▶ WRITTEN PROBLEM
Look through the lines below and extract any with the word "React".

▶ DATASET SECTION

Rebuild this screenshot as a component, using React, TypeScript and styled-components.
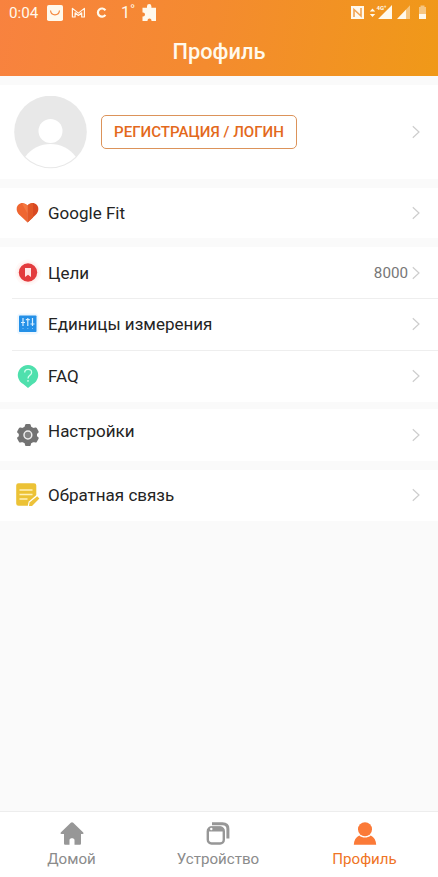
import React from "react";
import styled, { createGlobalStyle } from "styled-components";

const GlobalStyle = createGlobalStyle`
  * { box-sizing: border-box; }
  html, body { margin: 0; padding: 0; }
  body { font-family: Roboto, "Noto Sans", sans-serif; background: #fafafa; }
  svg { display: block; flex: none; }
`;

const Screen = styled.div`
  width: 438px;
  height: 877px;
  display: flex;
  flex-direction: column;
  background: #fafafa;
  overflow: hidden;
`;

const Header = styled.header`
  height: 76px;
  flex: none;
  display: flex;
  flex-direction: column;
  background: linear-gradient(100deg, #f8823f 0%, #f48b2f 48%, #f09918 100%);
  color: #fff9ec;
`;

const StatusBar = styled.div`
  height: 26px;
  display: flex;
  justify-content: space-between;
  padding: 0 10px 0 9px;
`;

const StatusGroup = styled.div`
  display: flex;
  align-items: center;
`;

const StatusText = styled.span<{ $width: number; $size?: number; $indent?: number }>`
  width: ${(p) => p.$width}px;
  padding-left: ${(p) => p.$indent ?? 0}px;
  font-size: ${(p) => p.$size ?? 15.2}px;
  line-height: 26px;
  white-space: nowrap;
`;

const Title = styled.h1`
  margin: 0;
  height: 50px;
  line-height: 52px;
  text-align: center;
  font-size: 21.800px;
  font-weight: 500;
`;

const Content = styled.main`
  flex: 1;
  display: flex;
  flex-direction: column;
  gap: 9px;
  padding-top: 9px;
`;

const Account = styled.section`
  height: 94px;
  display: flex;
  align-items: center;
  padding: 0 18px 0 14px;
  background: #fff;
`;

const LoginButton = styled.button`
  width: 196px;
  height: 34px;
  margin: 0 auto 0 14px;
  padding: 1px 0 0;
  border: 1px solid #dc935a;
  border-radius: 5px;
  background: #fff;
  color: #e3691c;
  font: 500 15.1px/31px Roboto, sans-serif;
  text-align: center;
  white-space: nowrap;
`;

const Group = styled.section<{ $trim?: boolean }>`
  background: #fff;
  margin-bottom: ${(p) => (p.$trim ? -2 : 0)}px;
`;

const Row = styled.div<{ $height: number; $lift?: boolean }>`
  height: ${(p) => p.$height}px;
  display: flex;
  align-items: center;
  padding: 0 18px ${(p) => (p.$lift ? 2 : 0)}px 15px;
`;

const Divider = styled.div`
  height: 1px;
  margin-left: 12px;
  background: #eee;
`;

const IconSlot = styled.div`
  width: 26px;
  height: 26px;
  flex: none;
  margin-right: 7px;
`;

const Label = styled.span<{ $raise?: number }>`
  flex: 1;
  margin-bottom: ${(p) => p.$raise ?? 0}px;
  font-size: 17px;
  line-height: 24px;
  color: #242424;
  white-space: nowrap;
`;

const Value = styled.span`
  margin-right: 4px;
  font-size: 15.2px;
  color: #777;
`;

const TabBar = styled.nav`
  height: 66px;
  flex: none;
  display: grid;
  grid-template-columns: 143px 150px 143px;
  border-top: 1px solid #ededed;
  background: #fff;
`;

const Tab = styled.div<{ $active?: boolean }>`
  display: flex;
  flex-direction: column;
  align-items: center;
  padding-top: 9px;
  color: ${(p) => (p.$active ? "#fb7a38" : "#979797")};
`;

const TabLabel = styled.span<{ $active?: boolean }>`
  margin-top: 4px;
  font-size: 15.1px;
  line-height: 20px;
  color: ${(p) => (p.$active ? "#ef7424" : "#8b8b8b")};
`;

const Chevron = () => (
  <svg width="8" height="14" viewBox="0 0 8 14" fill="none" stroke="#cdcdcd" strokeWidth="1.2">
    <path d="M.8 1.200 7 7 .8 12.800" />
  </svg>
);

const LeftStatusIcons = () => (
  <svg width="60" height="26" viewBox="0 0 60 26" fill="none">
    <rect x="0" y="5" width="16" height="16" rx="1.800" fill="#fff9ec" />
    <path d="M3.500 10.500c.8 5.800 8.200 5.800 9 0" stroke="#f5873b" strokeWidth="1.200" />
    <path d="M25.400 17V8.400l6 4.700 6-4.700V17h-2.700v-4.200l-3.300 2.700-3.300-2.700V17z" stroke="#fff9ec" strokeWidth="1.200" strokeLinejoin="round" />
    <path d="M58.400 10.300a4.100 4.100 0 1 0 0 4.600" stroke="#fff9ec" strokeWidth="2.200" />
  </svg>
);

const Puzzle = () => (
  <svg width="16" height="26" viewBox="0 0 16 26">
    <path fill="#fff9ec" d="M.5 7.800H5V6.200a2.200 2.200 0 0 1 4.400 0v1.600H14V21H9.500v-.5a2 2 0 0 0-4 0v.5h-5v-4.500H1a2 2 0 0 0 0-4H.5z" />
  </svg>
);

const Signals = () => (
  <svg width="78" height="26" viewBox="350 0 78 26" fill="none">
    <rect x="351" y="6" width="13" height="13" fill="#fff9ec" />
    <path d="M354 17V9.500l7 6.500V8" stroke="#f2a452" strokeWidth="1.600" />
    <path d="m369.800 11.500 2.700-3 2.700 3zM369.800 14l2.700 3 2.700-3z" fill="#fff9ec" />
    <path d="M378 19 392 5v14zM397 19l9.500-10v10z" fill="#fff9ec" />
    <path d="M406.500 9l3.500-3.700V19h-3.500z" fill="#f7c57d" />
    <text x="376.500" y="9.500" fill="#fff9ec" fontSize="6" fontWeight="700" fontFamily="Roboto">4G⁺</text>
    <path d="M419 7h1.500V5.500h4V7h1.500v7h-7z" fill="#f6c682" />
    <path d="M419 14h7v5h-7z" fill="#fff9ec" />
  </svg>
);

const Avatar = () => (
  <svg width="73" height="73" viewBox="0 0 73 73">
    <circle cx="36.500" cy="36" r="36.300" fill="#e8e8e8" />
    <circle cx="36.500" cy="35" r="12" fill="#fff" />
    <path d="M11.300 60.800C23 43.800 50 43.800 61.700 60.800A35.600 35.600 0 0 1 11.300 60.800z" fill="#fff" />
  </svg>
);

const Heart = () => (
  <svg width="26" height="26" viewBox="0 0 26 26">
    <path d="M12.500 22.500 4 14.500C1 11.500 1 7.100 3.300 4.700 6 2.100 10 2.600 12.500 5.500z" fill="#ef6631" />
    <path d="M12.500 5.500C15 2.600 19 2.100 21.700 4.700 24 7.100 24 11.500 21 14.500l-8.500 8z" fill="#d94922" />
    <path d="M12.500 5.500c1.500-1.800 3.500-2.600 5.500-2.200v14.200l-5.500 5z" fill="#e25827" />
    <path d="M7 3.700c2.100-.2 4 .4 5.500 1.900v8z" fill="#f57840" />
  </svg>
);

const Goal = () => (
  <svg width="26" height="26" viewBox="0 0 26 26" overflow="visible">
    <circle cx="13" cy="12.500" r="13" fill="#fff9f8" />
    <circle cx="13" cy="12.500" r="11" fill="#fff0ee" />
    <circle cx="13" cy="12.500" r="9.200" fill="#e33b3d" />
    <path d="M10 8h6v9l-3-2.200L10 17z" fill="#ffe6e5" />
  </svg>
);

const Units = () => (
  <svg width="26" height="26" viewBox="0 0 26 26" overflow="visible">
    <rect x="2" y="2.500" width="21.500" height="21" rx="4" fill="#edf7ff" />
    <rect x="4" y="4.500" width="17.500" height="16.500" rx=".8" fill="#2490e7" />
    <path d="M8 7v8M12.800 7v8M17.500 7v8M6 11.500h4M10.800 8.700h4M15.500 13h4" stroke="#d8efff" strokeWidth="1.200" />
    <path d="M7.500 17.500h1M12.300 17.500h1M17 17.500h1" stroke="#7dc4f7" />
  </svg>
);

const Faq = () => (
  <svg width="26" height="26" viewBox="0 0 26 26" fill="none">
    <path d="M8.500 21.300A10.200 10.200 0 1 1 17.500 21.300L13 25z" fill="#4fe0ad" />
    <path d="M9.700 9.500c0-4.200 6.900-4.100 6.900-.1 0 2.900-3.600 2.800-3.600 6M13 17v1.700" stroke="#d5ffef" strokeWidth="1.300" />
  </svg>
);

const Gear = () => (
  <svg width="26" height="26" viewBox="0 0 26 26">
    <path fill="#737373" stroke="#737373" strokeWidth="2.400" strokeLinejoin="round" d="m11.300 3.200-.7 2.300-3.200 1.700-2.300-.6L3.300 9.800 5 11.500v3l-1.700 1.700 1.800 3.200 2.300-.6 3.200 1.700.7 2.300h3.200l.7-2.300 3.200-1.700 2.300.6 1.800-3.200-1.700-1.700v-3l1.700-1.700-1.800-3.200-2.300.6-3.200-1.700-.7-2.300z" />
    <circle cx="12.900" cy="13" r="3.900" fill="#858585" stroke="#eee" strokeWidth="1.500" />
  </svg>
);

const Feedback = () => (
  <svg width="26" height="26" viewBox="0 0 26 26" fill="none">
    <path d="M3.500 1.200h15.500a2.300 2.300 0 0 1 2.300 2.300v12L13.500 22v1.800h-10a2.300 2.300 0 0 1-2.300-2.300v-18a2.300 2.300 0 0 1 2.300-2.300z" fill="#ecc236" />
    <path d="M4.500 8h13M4.500 12.500h13M4.500 17h8" stroke="#fff1bb" strokeWidth="1.400" />
    <path d="m12.800 24 .8-4.300 8.500-7.200 3.700 3.200-9 8.300z" fill="#fff" />
    <path d="m14 24 .5-3.400 7.700-6.400 2.200 2.300-7.400 7.500z" fill="#edc23a" />
  </svg>
);

const Home = () => (
  <svg width="24" height="24" viewBox="0 0 24 24" fill="currentColor">
    <path d="M10.800 1.800a1.800 1.800 0 0 1 2.400 0L23 11.300c1 .9.700 1.700-.5 1.700H21v9.200c0 1-.5 1.500-1.500 1.500H14.500V19c0-2.500-5-2.500-5 0v4.700H5.500c-1 0-1.500-.5-1.500-1.500V13H1.700C.4 13 .1 12.200 1 11.300z" />
  </svg>
);

const Device = () => (
  <svg width="24" height="24" viewBox="0 0 24 24" fill="none" stroke="currentColor">
    <path d="M6 2.700h10.500c3.800 0 5.400 1.600 5.400 5V17.500" strokeWidth="3" />
    <rect x="1.800" y="6.500" width="16" height="16" rx="3.700" fill="#fff" strokeWidth="2.400" />
    <path d="M2 10V8.500Q2.500 6 5 6h9.500Q17 6.500 17.500 10z" fill="currentColor" />
    <circle cx="5.300" cy="8" r="1.200" fill="#fff" stroke="none" />
  </svg>
);

const Person = () => (
  <svg width="24" height="24" viewBox="0 0 24 24" fill="currentColor">
    <circle cx="12" cy="8.300" r="7" />
    <path d="M.8 23.700c.1-4.400 2.200-7.500 5.500-9.200 3.200 2.700 8.200 2.700 11.400 0 3.300 1.700 5.400 4.800 5.500 9.200z" />
  </svg>
);

type ItemProps = {
  icon: React.ReactNode;
  label: string;
  height: number;
  value?: string;
  raise?: number;
  lift?: boolean;
};

const Item = ({ icon, label, height, value, raise, lift }: ItemProps) => (
  <Row $height={height} $lift={lift}>
    <IconSlot>{icon}</IconSlot>
    <Label $raise={raise}>{label}</Label>
    {value && <Value>{value}</Value>}
    <Chevron />
  </Row>
);

export default function App() {
  return (
    <>
      <GlobalStyle />
      <Screen>
        <Header>
          <StatusBar>
            <StatusGroup>
              <StatusText $width={38}>0:04</StatusText>
              <LeftStatusIcons />
              <StatusText $width={35} $size={16} $indent={14}>1˚</StatusText>
              <Puzzle />
            </StatusGroup>
            <Signals />
          </StatusBar>
          <Title>Профиль</Title>
        </Header>
        <Content>
          <Account>
            <Avatar />
            <LoginButton>РЕГИСТРАЦИЯ / ЛОГИН</LoginButton>
            <Chevron />
          </Account>
          <Group>
            <Item icon={<Heart />} label="Google Fit" height={50} />
          </Group>
          <Group $trim>
            <Item icon={<Goal />} label="Цели" height={51} value="8000" />
            <Divider />
            <Item icon={<Units />} label="Единицы измерения" height={51} lift />
            <Divider />
            <Item icon={<Faq />} label="FAQ" height={51} lift />
          </Group>
          <Group>
            <Item icon={<Gear />} label="Настройки" height={52} raise={8} />
          </Group>
          <Group>
            <Item icon={<Feedback />} label="Обратная связь" height={51} lift />
          </Group>
        </Content>
        <TabBar>
          <Tab>
            <Home />
            <TabLabel>Домой</TabLabel>
          </Tab>
          <Tab>
            <Device />
            <TabLabel>Устройство</TabLabel>
          </Tab>
          <Tab $active>
            <Person />
            <TabLabel $active>Профиль</TabLabel>
          </Tab>
        </TabBar>
      </Screen>
    </>
  );
}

▶ TASK RESULT
Rebuild this screenshot as a component, using React, TypeScript and styled-components.
import React from "react";
  icon: React.ReactNode;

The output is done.